Ein anderer Bereich ist der des Autofahrens. Männer bauen fast doppelt so viele Verkehrsunfälle wie Frauen. Inwiefern kostet das den Staat Geld?
von Heesen: Die Mehrkosten, die Männer hier verursachen, liegen bei knapp 2,5 Milliarden Euro. Die Automobilität ist ein sehr starkes Symbol für das Patriarchat. Im großen, leistungsstarken Auto machtvoll über die Straßen zu gleiten, das hat schon etwas sehr Patriarchales.
Sie sprechen in ihrem Buch von einem "unsichtbaren Band des Patriarchats". Das lässt sich am Beispiel Autoverkehr ganz gut erklären, oder?
von Heesen: Ich sage immer: Unheimlich und unsichtbar, aber nicht bewusst. Da sind keine Männerbünde, die jetzt geheim miteinander fahren. Ich glaube, das sind einfach patriarchale Strukturen, die diese ungesunden Verhaltensweisen reproduzieren. Außerdem war in Deutschland noch nie eine Frau Verkehrsministerin. Wenn man schaut, wer in den Verkehrsausschüssen sitzt, dann sind das extrem viel mehr Männer, die in diesen wichtigen Gremien ihre Rollen suchen. In den großen Autokonzernen finden sich manchmal Frauen, aber sehr wenige. Die sind meistens im Marketing oder Personal und nicht in den Ingenieurwissenschaften, die ja eher nachhaltige Mobilität befördern könnten.
Warum sitzen so viel mehr Männer im Gefängnis, warum bauen so viel mehr Männer Unfälle, warum besteht so ein Phänomen wie Hooliganismus fast ausschließlich aus Männern?

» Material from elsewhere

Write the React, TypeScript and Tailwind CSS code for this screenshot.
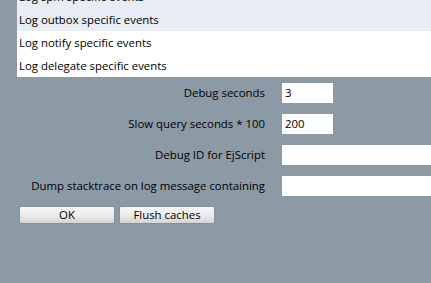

von Heesen: Das sind natürlich Rollenstereotype, die uns von klein auf prägen und uns einflüstern, wie wir uns als Mann zu verhalten haben. Die auch Frauen einflüstern, wie sie sich zu verhalten haben. In dieser Männlichkeits-Box sind halt all diese Verhaltensweisen drin: Männer glauben, dass sie immer der Fels in der Brandung sein müssen, nicht krank werden, keine Verletzlichkeit zeigen dürfen, einen sehr schlechten Zugang zu ihrer Gefühlswelt haben, nicht gut im Kommunizieren sind, sich nicht gerne Hilfe holen und sehr stark auf ihre Lohnarbeit fixiert sind. Dieses Paket in dieser limitierten Box kriegen Männer mit, von klein auf bis ins hohe Alter. Es ist wahnsinnig schwer, aus dieser Box auszubrechen, weil diese Stereotype sehr wirkmächtig sind. Selbst wenn man sich mal dagegen auflehnt, sind die Gruppenzwänge von Freunden, Eltern, Brüdern und Geschwistern da, die dann sagen: Das kannst du doch nicht machen. Das macht man doch als Mann nicht. Alle Männer sind letztendlich Opfer dieser Stereotype. Wir sind aufgerufen, uns ihnen entgegenzustellen, sie herauszufordern und zu hinterfragen.
Das Gespräch führte Andrea Schwyzer.